[Rows from a dataset of pages and code]
══════

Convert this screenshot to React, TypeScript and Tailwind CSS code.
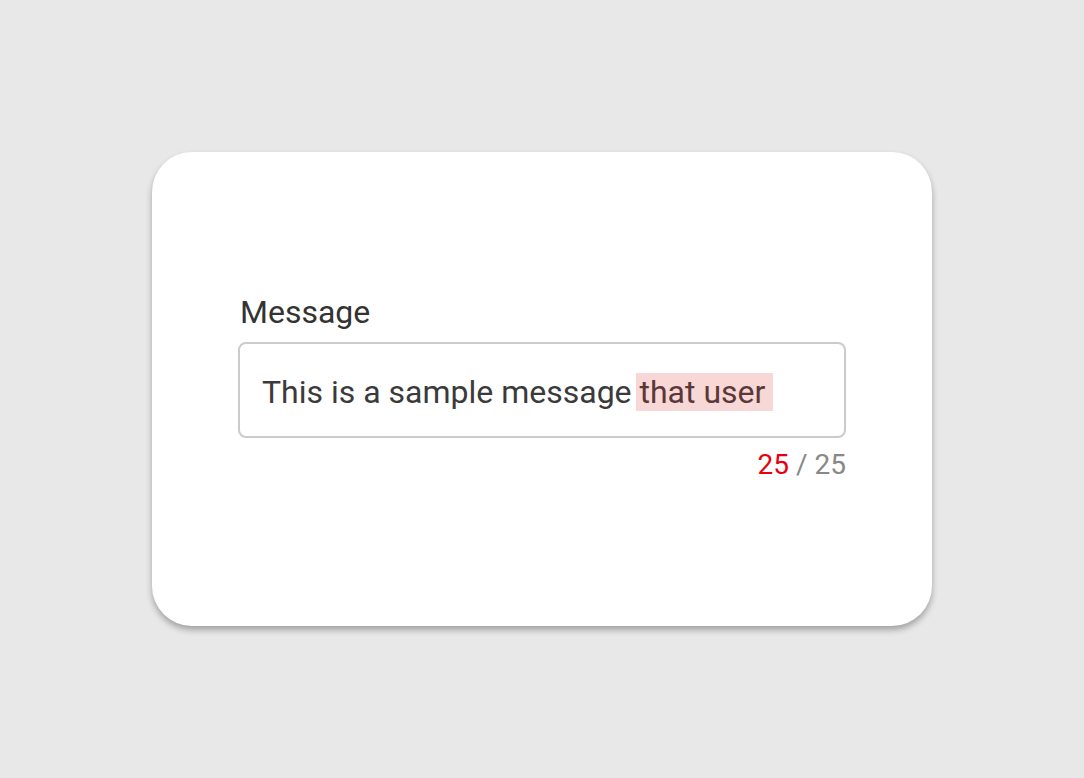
import { useState } from "react";

const LIMITE = 25;

export default function App() {
  const [texto] = useState("This is a sample message that user ");
  const dentro = texto.slice(0, LIMITE);
  const excesso = texto.slice(LIMITE);

  return (
    <div className="min-h-screen w-full bg-[#e8e8e8] flex items-center justify-center font-['Roboto',sans-serif]">
      <div className="w-[780px] h-[474px] bg-white rounded-[40px] shadow-[0_4px_6px_rgba(0,0,0,0.3)] flex flex-col justify-center px-[86px]">
        <label className="text-[32px] leading-[38px] text-[#333] pl-[2px] mb-[11px]">Message</label>
        <div className="h-[96px] border-2 border-[#cbcbcb] rounded-[8px] px-[22px] pt-[24px] pb-[20px] text-[32px] leading-[48px] text-[#3a3a3a] whitespace-pre">
          {dentro}
          <span className="bg-[#f8d7d7] text-[#5a3838] -ml-[4px] pl-[4px]">{excesso}</span>
        </div>
        <div className="text-right text-[28px] leading-[40px] mt-[7px] text-[#888]">
          <span className="text-[#e8000e]">{Math.min(texto.length, LIMITE)}</span> / {LIMITE}
        </div>
      </div>
    </div>
  );
}
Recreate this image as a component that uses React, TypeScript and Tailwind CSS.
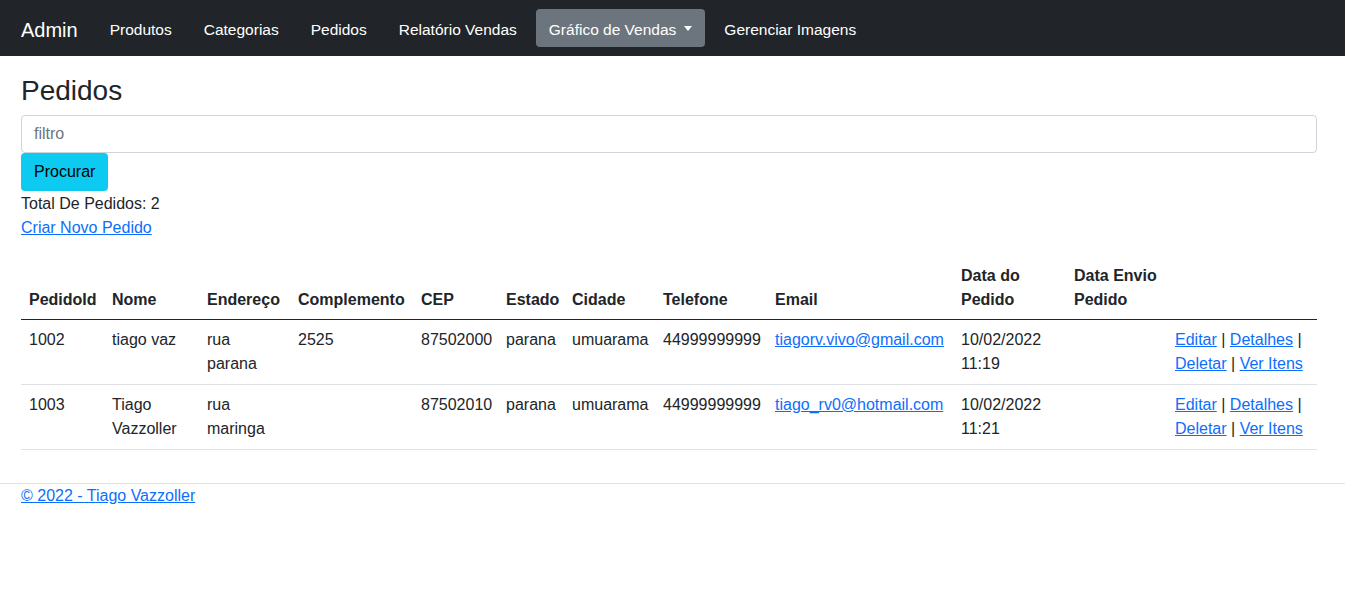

══════

» WHAT NEEDS TO BE DONE
From the first line of the entries above down to the line holding "const excesso = texto.slice(LIMITE);", quote each line exactly and nothing else, skipping pictures.

» OUTPUT
Convert this screenshot to React, TypeScript and Tailwind CSS code.
import { useState } from "react";

const LIMITE = 25;

export default function App() {
  const [texto] = useState("This is a sample message that user ");
  const dentro = texto.slice(0, LIMITE);
  const excesso = texto.slice(LIMITE);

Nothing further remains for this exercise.